**Aim of the exercise**
Transcribe the entries below exactly.

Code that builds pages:
----------------

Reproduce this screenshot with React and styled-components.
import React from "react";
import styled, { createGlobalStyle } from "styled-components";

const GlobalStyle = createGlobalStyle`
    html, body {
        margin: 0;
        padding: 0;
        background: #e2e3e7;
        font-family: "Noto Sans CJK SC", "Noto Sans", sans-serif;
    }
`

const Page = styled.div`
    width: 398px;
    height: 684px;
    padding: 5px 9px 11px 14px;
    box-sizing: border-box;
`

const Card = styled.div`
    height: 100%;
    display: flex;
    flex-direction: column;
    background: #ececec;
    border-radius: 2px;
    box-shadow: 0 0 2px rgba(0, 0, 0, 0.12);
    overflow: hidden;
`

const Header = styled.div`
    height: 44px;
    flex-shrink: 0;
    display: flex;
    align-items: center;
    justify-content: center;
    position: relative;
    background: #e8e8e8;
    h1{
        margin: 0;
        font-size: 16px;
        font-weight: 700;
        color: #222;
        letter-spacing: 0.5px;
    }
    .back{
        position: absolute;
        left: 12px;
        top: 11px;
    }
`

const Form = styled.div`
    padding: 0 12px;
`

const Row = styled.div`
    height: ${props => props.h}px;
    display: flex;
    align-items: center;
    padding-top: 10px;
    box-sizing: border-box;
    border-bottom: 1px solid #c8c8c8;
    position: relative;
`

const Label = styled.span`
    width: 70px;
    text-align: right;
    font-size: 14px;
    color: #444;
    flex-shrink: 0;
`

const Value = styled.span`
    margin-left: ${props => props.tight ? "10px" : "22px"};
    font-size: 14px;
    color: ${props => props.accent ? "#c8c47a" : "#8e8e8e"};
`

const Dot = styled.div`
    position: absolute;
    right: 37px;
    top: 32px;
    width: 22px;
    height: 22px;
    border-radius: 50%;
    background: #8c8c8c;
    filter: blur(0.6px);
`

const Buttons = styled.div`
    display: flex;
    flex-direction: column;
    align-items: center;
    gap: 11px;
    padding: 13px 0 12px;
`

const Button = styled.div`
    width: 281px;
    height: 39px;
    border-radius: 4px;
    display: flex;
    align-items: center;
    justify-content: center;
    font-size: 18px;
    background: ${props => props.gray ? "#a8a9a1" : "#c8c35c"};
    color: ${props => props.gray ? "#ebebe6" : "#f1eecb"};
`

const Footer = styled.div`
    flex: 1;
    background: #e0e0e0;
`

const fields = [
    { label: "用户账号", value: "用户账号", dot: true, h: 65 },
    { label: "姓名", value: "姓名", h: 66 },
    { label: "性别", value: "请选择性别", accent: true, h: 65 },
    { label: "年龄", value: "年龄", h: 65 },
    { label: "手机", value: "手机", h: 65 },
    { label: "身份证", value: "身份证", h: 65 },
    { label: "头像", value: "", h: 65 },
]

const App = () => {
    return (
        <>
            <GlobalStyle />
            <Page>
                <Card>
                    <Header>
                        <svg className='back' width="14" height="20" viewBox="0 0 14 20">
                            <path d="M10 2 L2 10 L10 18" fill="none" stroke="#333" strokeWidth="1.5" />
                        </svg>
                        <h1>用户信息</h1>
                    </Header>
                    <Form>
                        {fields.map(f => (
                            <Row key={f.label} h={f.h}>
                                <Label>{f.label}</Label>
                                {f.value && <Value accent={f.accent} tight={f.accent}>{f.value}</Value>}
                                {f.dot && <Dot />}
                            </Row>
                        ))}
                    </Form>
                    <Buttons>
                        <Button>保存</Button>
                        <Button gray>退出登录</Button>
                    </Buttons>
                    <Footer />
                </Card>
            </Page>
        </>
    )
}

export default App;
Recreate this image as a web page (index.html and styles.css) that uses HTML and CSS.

----------------

**Complete response**
Reproduce this screenshot with React and styled-components.
import React from "react";
import styled, { createGlobalStyle } from "styled-components";

const GlobalStyle = createGlobalStyle`
    html, body {
        margin: 0;
        padding: 0;
        background: #e2e3e7;
        font-family: "Noto Sans CJK SC", "Noto Sans", sans-serif;
    }
`

const Page = styled.div`
    width: 398px;
    height: 684px;
    padding: 5px 9px 11px 14px;
    box-sizing: border-box;
`

const Card = styled.div`
    height: 100%;
    display: flex;
    flex-direction: column;
    background: #ececec;
    border-radius: 2px;
    box-shadow: 0 0 2px rgba(0, 0, 0, 0.12);
    overflow: hidden;
`

const Header = styled.div`
    height: 44px;
    flex-shrink: 0;
    display: flex;
    align-items: center;
    justify-content: center;
    position: relative;
    background: #e8e8e8;
    h1{
        margin: 0;
        font-size: 16px;
        font-weight: 700;
        color: #222;
        letter-spacing: 0.5px;
    }
    .back{
        position: absolute;
        left: 12px;
        top: 11px;
    }
`

const Form = styled.div`
    padding: 0 12px;
`

const Row = styled.div`
    height: ${props => props.h}px;
    display: flex;
    align-items: center;
    padding-top: 10px;
    box-sizing: border-box;
    border-bottom: 1px solid #c8c8c8;
    position: relative;
`

const Label = styled.span`
    width: 70px;
    text-align: right;
    font-size: 14px;
    color: #444;
    flex-shrink: 0;
`

const Value = styled.span`
    margin-left: ${props => props.tight ? "10px" : "22px"};
    font-size: 14px;
    color: ${props => props.accent ? "#c8c47a" : "#8e8e8e"};
`

const Dot = styled.div`
    position: absolute;
    right: 37px;
    top: 32px;
    width: 22px;
    height: 22px;
    border-radius: 50%;
    background: #8c8c8c;
    filter: blur(0.6px);
`

const Buttons = styled.div`
    display: flex;
    flex-direction: column;
    align-items: center;
    gap: 11px;
    padding: 13px 0 12px;
`

const Button = styled.div`
    width: 281px;
    height: 39px;
    border-radius: 4px;
    display: flex;
    align-items: center;
    justify-content: center;
    font-size: 18px;
    background: ${props => props.gray ? "#a8a9a1" : "#c8c35c"};
    color: ${props => props.gray ? "#ebebe6" : "#f1eecb"};
`

const Footer = styled.div`
    flex: 1;
    background: #e0e0e0;
`

const fields = [
    { label: "用户账号", value: "用户账号", dot: true, h: 65 },
    { label: "姓名", value: "姓名", h: 66 },
    { label: "性别", value: "请选择性别", accent: true, h: 65 },
    { label: "年龄", value: "年龄", h: 65 },
    { label: "手机", value: "手机", h: 65 },
    { label: "身份证", value: "身份证", h: 65 },
    { label: "头像", value: "", h: 65 },
]

const App = () => {
    return (
        <>
            <GlobalStyle />
            <Page>
                <Card>
                    <Header>
                        <svg className='back' width="14" height="20" viewBox="0 0 14 20">
                            <path d="M10 2 L2 10 L10 18" fill="none" stroke="#333" strokeWidth="1.5" />
                        </svg>
                        <h1>用户信息</h1>
                    </Header>
                    <Form>
                        {fields.map(f => (
                            <Row key={f.label} h={f.h}>
                                <Label>{f.label}</Label>
                                {f.value && <Value accent={f.accent} tight={f.accent}>{f.value}</Value>}
                                {f.dot && <Dot />}
                            </Row>
                        ))}
                    </Form>
                    <Buttons>
                        <Button>保存</Button>
                        <Button gray>退出登录</Button>
                    </Buttons>
                    <Footer />
                </Card>
            </Page>
        </>
    )
}

export default App;
Recreate this image as a web page (index.html and styles.css) that uses HTML and CSS.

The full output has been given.